Até entre bandidos, há uma lei não escrita contra o estupro. Todos sabem o que
acontece ao estuprador na cadeia. As próprias autoridades tendem a dar
tratamento diferenciado ao criminoso para evitar que seja seviciado e/ou morto
pelos demais detentos.
Nestes dias,
há uma histeria que generaliza quase todo ato masculino como uma potencial
indicação para perpetrar o estupro. Um assobio na rua, uma abordagem de um
homem é, para alguns, indicação real da tal cultura. Ser masculino e viril está
se tornando um crime.

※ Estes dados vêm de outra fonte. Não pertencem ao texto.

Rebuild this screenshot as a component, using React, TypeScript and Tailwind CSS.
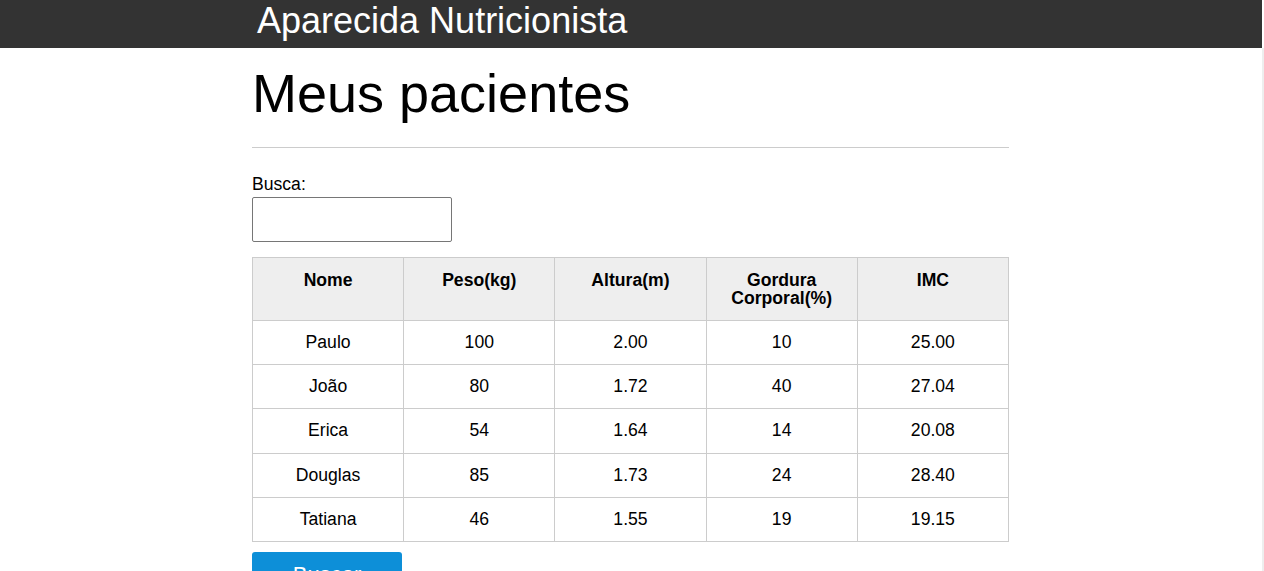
const pacientes = [
  { nome: "Paulo", peso: "100", altura: "2.00", gordura: "10", imc: "25.00" },
  { nome: "João", peso: "80", altura: "1.72", gordura: "40", imc: "27.04" },
  { nome: "Erica", peso: "54", altura: "1.64", gordura: "14", imc: "20.08" },
  { nome: "Douglas", peso: "85", altura: "1.73", gordura: "24", imc: "28.40" },
  { nome: "Tatiana", peso: "46", altura: "1.55", gordura: "19", imc: "19.15" },
];

const COLUMNS = ["Nome", "Peso(kg)", "Altura(m)", "Gordura Corporal(%)", "IMC"];

export default function App() {
  return (
    <div className="flex h-[571px] overflow-hidden bg-white font-['Liberation_Sans',Arial,sans-serif] text-[17.6px] text-black">
      <div className="w-[1262px] shrink-0">
        <header className="h-[48px] bg-[#333333]">
          <div className="ml-[252px] w-[757px] pl-[5px]">
            <h1 className="text-[36px] leading-[41px] text-white">Aparecida Nutricionista</h1>
          </div>
        </header>

        <main className="ml-[252px] w-[757px]">
          <h2 className="mt-[14px] text-[54px] leading-[62px]">Meus pacientes</h2>
          <hr className="mt-[23px] border-t border-[#cccccc]" />

          <label className="mt-[26px] block leading-[20px]" htmlFor="filtro">
            Busca:
          </label>
          <input
            id="filtro"
            className="mt-[3px] block h-[45px] w-[200px] rounded-[2px] border border-[#767676] px-2"
          />

          <table className="mt-[15px] w-[757px] table-fixed border-collapse text-center">
            <thead>
              <tr className="bg-[#eeeeee]">
                {COLUMNS.map((c) => (
                  <th
                    key={c}
                    className="border border-[#cccccc] px-[20px] py-[13px] align-top font-bold leading-[18px]"
                  >
                    {c}
                  </th>
                ))}
              </tr>
            </thead>
            <tbody>
              {pacientes.map((p) => (
                <tr key={p.nome}>
                  <td className="border border-[#cccccc] py-[12px] leading-[19.2px]">{p.nome}</td>
                  <td className="border border-[#cccccc] py-[12px] leading-[19.2px]">{p.peso}</td>
                  <td className="border border-[#cccccc] py-[12px] leading-[19.2px]">{p.altura}</td>
                  <td className="border border-[#cccccc] py-[12px] leading-[19.2px]">{p.gordura}</td>
                  <td className="border border-[#cccccc] py-[12px] leading-[19.2px]">{p.imc}</td>
                </tr>
              ))}
            </tbody>
          </table>

          <button className="mt-[10px] h-[44px] w-[150px] rounded-[3px] bg-[#0d8fd8] pt-[2px] text-[22px] leading-[26px] text-white">
            Buscar
          </button>
        </main>
      </div>
      <div className="mt-[48px] w-[2px] bg-[#eeeeee]" />
    </div>
  );
}
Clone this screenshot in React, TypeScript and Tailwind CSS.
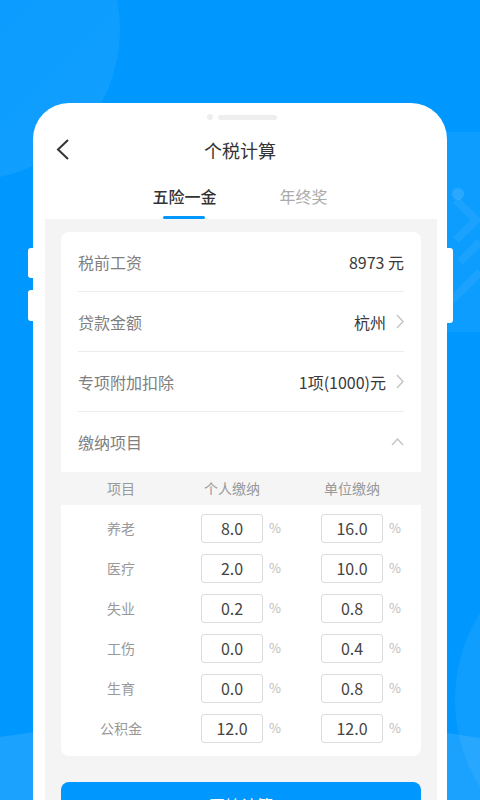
import React from 'react';

const FONT = "font-['Noto_Sans_CJK_SC','Noto_Sans',sans-serif]";

const rows = [
  { name: '养老', me: '8.0', org: '16.0' },
  { name: '医疗', me: '2.0', org: '10.0' },
  { name: '失业', me: '0.2', org: '0.8' },
  { name: '工伤', me: '0.0', org: '0.4' },
  { name: '生育', me: '0.0', org: '0.8' },
  { name: '公积金', me: '12.0', org: '12.0' },
];

const ChevronRight = () => (
  <svg width="8" height="15" viewBox="0 0 8 15" className="ml-[10px]">
    <polyline points="1,1 7,7.5 1,14" fill="none" stroke="#c4c4c4" strokeWidth="1.4" />
  </svg>
);

const InfoRow = ({ label, value, arrow }: { label: string; value: string; arrow?: boolean }) => (
  <div className="h-[60px] flex items-center justify-between border-b border-[#ececec]">
    <span className="text-[16px] text-[#808080]">{label}</span>
    <span className="flex items-center text-[16px] text-[#3a3a3a]">
      {value}
      {arrow && <ChevronRight />}
    </span>
  </div>
);

const Cell = ({ v }: { v: string }) => (
  <div className="w-[120px] flex items-center justify-center">
    <div className="w-[62px] h-[29px] border border-[#dcdcdc] rounded-[3px] flex items-center justify-center text-[16px] text-[#444]">
      {v}
    </div>
    <span className="ml-[6px] w-[12px] text-[13px] text-[#bdbdbd]">%</span>
  </div>
);

const HeadCell = ({ t }: { t: string }) => (
  <div className="w-[120px] flex items-center justify-center">
    <div className="w-[62px] text-center whitespace-nowrap">{t}</div>
    <span className="ml-[6px] w-[12px]" />
  </div>
);

export default function App() {
  return (
    <div className={`relative w-[480px] h-[800px] overflow-hidden bg-[#0098fe] ${FONT}`}>
      {/* décor du fond */}
      <svg className="absolute inset-0" width="480" height="800" viewBox="0 0 480 800">
        <defs>
          <linearGradient id="g1" x1="0" y1="0" x2="1" y2="1">
            <stop offset="0" stopColor="#ffffff" stopOpacity="0" />
            <stop offset="1" stopColor="#ffffff" stopOpacity="0.08" />
          </linearGradient>
        </defs>
        <circle cx="-30" cy="30" r="150" fill="url(#g1)" />
        <circle cx="620" cy="700" r="165" fill="#ffffff" fillOpacity="0.06" />
        <path d="M0 737 Q 240 700 480 738 L480 800 L0 800 Z" fill="#ffffff" fillOpacity="0.1" />
        <rect x="447" y="132" width="33" height="200" fill="#ffffff" fillOpacity="0.05" />
        <circle cx="458" cy="194" r="6" fill="#ffffff" fillOpacity="0.12" />
        <path d="M456 200 L476 220 L456 240 M460 262 L480 242 M452 300 L480 272" stroke="#ffffff" strokeOpacity="0.06" strokeWidth="8" fill="none" />
      </svg>

      {/* boutons latéraux */}
      <div className="absolute left-[28px] top-[248px] w-[8px] h-[30px] bg-white rounded-[3px]" />
      <div className="absolute left-[28px] top-[290px] w-[8px] h-[31px] bg-white rounded-[3px]" />
      <div className="absolute left-[444px] top-[248px] w-[9px] h-[75px] bg-white rounded-[3px]" />

      {/* téléphone */}
      <div className="relative mx-[33px] mt-[103px] h-[720px] bg-white rounded-t-[36px]">
        <div className="pt-[11px] flex justify-center items-center gap-[5px] pl-[4px]">
          <span className="w-[6px] h-[6px] rounded-full bg-[#eeeeee]" />
          <span className="w-[59px] h-[5px] rounded-full bg-[#eeeeee]" />
        </div>

        <div className="relative mt-[10px] h-[40px] flex items-center justify-center">
          <svg width="14" height="21" viewBox="0 0 14 21" className="absolute left-[23px] top-[9px]">
            <polyline points="12,1 2,10.5 12,20" fill="none" stroke="#333" strokeWidth="2" />
          </svg>
          <span className="text-[18px] text-[#333]">个税计算</span>
        </div>

        <div className="mt-[14px] flex justify-center gap-[63px]">
          <div className="flex flex-col items-center">
            <span className="h-[24px] leading-[24px] text-[16px] font-medium text-[#333]">五险一金</span>
            <span className="mt-[8px] w-[42px] h-[3px] rounded-sm bg-[#0098fe]" />
          </div>
          <div className="flex flex-col items-center">
            <span className="h-[24px] leading-[24px] text-[16px] text-[#aaaaaa]">年终奖</span>
            <span className="mt-[8px] h-[3px]" />
          </div>
        </div>

        <div className="ml-[12px] mr-[10px] bg-[#f4f4f4] px-[16px] pt-[13px] h-[600px]">
          <div className="bg-white rounded-[8px] pb-[8px]">
            <div className="px-[17px]">
              <InfoRow label="税前工资" value="8973 元" />
              <InfoRow label="贷款金额" value="杭州" arrow />
              <InfoRow label="专项附加扣除" value="1项(1000)元" arrow />
              <div className="h-[60px] flex items-center justify-between">
                <span className="text-[16px] text-[#808080]">缴纳项目</span>
                <svg width="13" height="8" viewBox="0 0 13 8">
                  <polyline points="1,7 6.5,1 12,7" fill="none" stroke="#c4c4c4" strokeWidth="1.4" />
                </svg>
              </div>
            </div>

            <div className="h-[33px] bg-[#f5f5f5] flex items-center text-[14px] text-[#999]">
              <div className="w-[120px] text-center">项目</div>
              <HeadCell t="个人缴纳" />
              <HeadCell t="单位缴纳" />
            </div>

            <div className="pt-[3px]">
              {rows.map((r) => (
                <div key={r.name} className="h-[40px] flex items-center">
                  <div className="w-[120px] text-center text-[14px] text-[#999]">{r.name}</div>
                  <Cell v={r.me} />
                  <Cell v={r.org} />
                </div>
              ))}
            </div>
          </div>

          <button className="mt-[26px] w-full h-[46px] rounded-[8px] bg-[#0098fe] text-white text-[16px]">
            开始计算
          </button>
        </div>
      </div>
    </div>
  );
}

O politicamente correto que se refestela neste absurdo,
aplaude.
Este
discurso vociferado em rostos pintados e ocupações de escolas, universidades,
ruas e órgãos públicos, fala de uma realidade da força, da agressão aos valores
dos outros, do impingimento de rótulos – veja-se o “coxinha” para denegrir
todos os que se opunham à bandalheira na política – como forma de desqualificar
e desconstruir o outro. O estupro existe e deve ser combatido na forma da lei e
com todo o rigor possível, mas não existe uma “cultura de estupro” no Brasil. A
expressão serve a um grupo que se recusa a analisar as coisas em sua verdadeira
realidade. É só um gato do quitandeiro, sem a honestidade daquele.